Wednesday, July 28, 2010

Inception and Time's Silent Daughter

.
I saw Inception today and believe it or not, it's not bad.  All the reviews say it sucks.  But that's just because the reviewers are baffled by it.  Plus it has a lame title.  Why on earth didn't they call it The Dream Thief or some variant thereof?

I won't do a movie review.  But I will observe that there were five levels of reality revealed onscreen, and there was never any doubt as to which one the viewer was watching.  Well done, moviemaking people.

As to what's going on (other than the obvious "surprise" revelation at the end, I mean) . . . the best I can do is to refer you to Gary Westfahl's review on Locus Online.  No computers, no cell phones, no televisions, no product placement.  Is Nolan saying that only in our dreams are we free?

It's not The Matrix.  But it's well worth seeing.



And today's story is . . .



Silent Daughter of Time
by
Michael Swanwick

Heard melodies are sweet, but those unheard 
   
Are sweeter: therefore, ye soft pipes, play on
            -- John Keats

Her given name was Madison. Her friends all called her Maddie, because she was unpretentious.  Her father called her Madizon the Amazon, because she was athletic.  All of which went to prove the insuffiency of names, however, for she was also good at science and had been given no variant name for that, and she also threw pots under no particular name whatsoever.

One day she saw an episode of Mythbusters examining the notion that recordings could be pulled from ancient pottery.  The idea was that vases thrown on a potting wheel and inscribed with a fine wire would preserve vibrations picked up by the wire on the clay itself.  So that millennia later the vases might be put on a turntable and played back with a phonograph needle – or more likely a laser beam and some fancy software.  Great idea.  But after repeated attempts to make such a thing the best the crew were able to come up with was a squeak.  “Busted,” they concluded.

The show got her to thinking.  Perhaps you couldn’t record on pottery made by traditional methods.  But what if you chose the materials and methods specifically for that purpose?  She went to the Pennsylvania Academy of Art & Design and after talking to the people in their industrial design department, was granted use of a 3-D printer.  Then she took a scan of a Greek amphora and mathematically erased its handles to free up more area.

The trickiest part of the project was finding a program that would convert an audio file to the three-dimensional groove of a traditional vinyl record and then writing the necessary code to wrap that groove around and around the surface of her urn.  That was a lot of work.  But at last it was done.

She put a great deal of thought into what she would say and leave behind for some future civilization to discover or, as it might be, not.  Then she set the printer to work.
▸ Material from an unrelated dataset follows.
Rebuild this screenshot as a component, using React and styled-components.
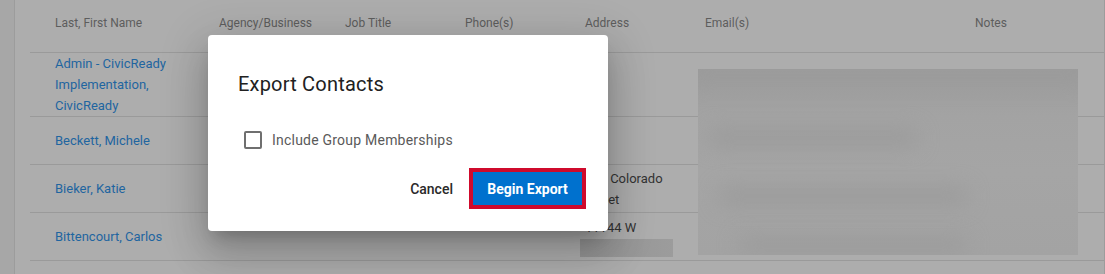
import React, { useState } from "react";
import styled, { createGlobalStyle } from "styled-components";

const GlobalStyle = createGlobalStyle`
  body {
    margin: 0;
    background: #a7a7a7;
    font-family: Roboto, "Liberation Sans", Arial, sans-serif;
  }
`;

const Page = styled.div`
  position: relative;
  height: 274px;
  overflow: hidden;
  display: flex;
  padding-left: 14px;
`;

const Panel = styled.div`
  width: 1078px;
  background: #adadad;
  border-left: 1px solid #9c9c9c;
  border-right: 1px solid #9c9c9c;
  padding-left: 15px;
  position: relative;
`;

const Row = styled.div`
  display: grid;
  grid-template-columns: 164px 126px 120px 120px 120px 270px 1fr;
  border-bottom: 1px solid #9a9a9a;
  min-height: ${(p) => (p.header ? "52px" : "47px")};
  align-items: ${(p) => (p.header ? "start" : "center")};
`;

const HeadCell = styled.div`
  padding: 15px 0 0 25px;
  font-size: 12px;
  line-height: 16px;
  color: #5d5d5d;
`;

const Cell = styled.div`
  padding-left: 25px;
  font-size: 13px;
  line-height: 21px;
  color: ${(p) => (p.link ? "#1f65a0" : "#333333")};
`;

const Redact = styled.div`
  width: 93px;
  height: 18px;
  margin: 1px 0 0 -5px;
  background: linear-gradient(90deg, #939393, #9c9c9c);
`;

const Blur = styled.div`
  position: absolute;
  left: 683px;
  top: 69px;
  width: 380px;
  height: 186px;
  overflow: hidden;
  background: linear-gradient(180deg, #9c9c9c 0%, #a3a3a3 25%, #a5a5a5 55%, #a3a3a3 100%);
`;

const Smudge = styled.div`
  position: absolute;
  border-radius: 10px;
  filter: blur(10px);
  background: #9b9b9b;
`;

const Dialog = styled.div`
  position: absolute;
  left: 208px;
  top: 35px;
  width: 400px;
  height: 196px;
  box-sizing: border-box;
  background: #ffffff;
  border-radius: 4px;
  padding: 36px 22px 0 30px;
  box-shadow: 0 11px 15px -7px rgba(0, 0, 0, 0.2),
    0 24px 38px 3px rgba(0, 0, 0, 0.14), 0 9px 46px 8px rgba(0, 0, 0, 0.12);
`;

const Title = styled.h2`
  margin: 0;
  font-size: 20px;
  line-height: 26px;
  font-weight: 400;
  letter-spacing: 0.2px;
  color: #212121;
`;

const CheckRow = styled.label`
  display: flex;
  align-items: center;
  gap: 10px;
  margin: 31px 0 0 6px;
  height: 24px;
  cursor: pointer;
  font-size: 14px;
  letter-spacing: 0.22px;
  color: #5a5a5a;
`;

const Box = styled.span`
  width: 18px;
  height: 18px;
  box-sizing: border-box;
  border: 2px solid #6f6f6f;
  border-radius: 2px;
  background: ${(p) => (p.checked ? "#0071ce" : "transparent")};
`;

const Actions = styled.div`
  display: flex;
  justify-content: flex-end;
  align-items: center;
  gap: 20px;
  margin-top: 20px;
  padding-right: 4px;
`;

const TextButton = styled.button`
  border: 0;
  background: none;
  padding: 0;
  font-family: inherit;
  font-size: 14px;
  font-weight: 500;
  color: #2a2a2a;
  cursor: pointer;
`;

const PrimaryButton = styled.button`
  width: 109px;
  height: 33px;
  border: 0;
  background: #0071ce;
  color: #ffffff;
  font-family: inherit;
  font-size: 14px;
  font-weight: 700;
  outline: 4px solid #cf0a2c;
  outline-offset: 0;
  cursor: pointer;
`;

const headers = ["Last, First Name", "Agency/Business", "Job Title", "Phone(s)", "Address", "Email(s)", "Notes"];

const contacts = [
  { name: "Admin - CivicReady Implementation, CivicReady" },
  { name: "Beckett, Michele" },
  { name: "Bieker, Katie", address: ["200 Colorado", "Street"] },
  { name: "Bittencourt, Carlos", address: ["11144 W"], redact: true },
];

export default function App() {
  const [groups, setGroups] = useState(false);

  return (
    <>
      <GlobalStyle />
      <Page>
        <Panel>
          <Row header>
            {headers.map((h) => (
              <HeadCell key={h}>{h}</HeadCell>
            ))}
          </Row>
          {contacts.map((c) => (
            <Row key={c.name}>
              <Cell link>{c.name}</Cell>
              <Cell />
              <Cell />
              <Cell />
              <Cell>
                {c.address && c.address.map((l) => <div key={l}>{l}</div>)}
                {c.redact && <Redact />}
              </Cell>
              <Cell />
              <Cell />
            </Row>
          ))}
          <Blur>
            <Smudge style={{ left: -10, top: -8, width: 400, height: 22 }} />
            <Smudge style={{ left: 10, top: 60, width: 210, height: 18 }} />
            <Smudge style={{ left: 20, top: 118, width: 250, height: 18 }} />
            <Smudge style={{ left: 40, top: 168, width: 230, height: 16 }} />
          </Blur>
        </Panel>
        <Dialog>
          <Title>Export Contacts</Title>
          <CheckRow onClick={() => setGroups(!groups)}>
            <Box checked={groups} />
            Include Group Memberships
          </CheckRow>
          <Actions>
            <TextButton>Cancel</TextButton>
            <PrimaryButton>Begin Export</PrimaryButton>
          </Actions>
        </Dialog>
      </Page>
    </>
  );
}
In short order she had her urn.  Very delicately, she centered it on a turntable, slapped on a laser stylus, and listened.  “Hello,” her own voice said, “my name is . . .”

She cut the sound.

The urn placed third in a local arts competition.  It would easily have taken first place if anybody had known about the recording hidden on its surface.  But she never told a soul.  Not then and not for the rest of her life.

Young women have their secrets, and their right to keep them private must be respected.

*

3 comments:

David Stone said...

I don't know, the reviews I have seen have been generally favorable. And they improve as you move away from professional reviewers to ratings by the general audience. Let's face it though, almost any SF-themed film gets curved down for no other reason than the fact that reviewers feel compelled to pick at the plot and try to expose holes in it. With [i]Batman:The Dark Knight[/i] I didn't see any reviewers complain about how the Joker was able to magically plant bombs everywhere in the city no problem, they just swooned over how much "fun" it all was. Now, when they review this film they demand super-tight plotting and an explanation for why all of the non-existent SF elements work the way they do. Anyway, regardless of whether the Matrix was a more enjoyable film subjectively, I feel like the writers of this script accomplished a lot more- they did a great job of explaining some pretty far-fetched ideas without windy exposition slowing down a rather quickly advancing plot. With [i]The Matrix[/i] lots of things that didn't make sense were just swept under the rug.

Matthew Brandi said...

I forget, didn't we used to look down on skiffy films?

Ah, ... the good old days!

Michael Swanwick said...

They used to suck pretty bad. Let's not forget that. Who can forget Buck Rogers teaching his robot how to disco dance? Not me, and I've tried very hard.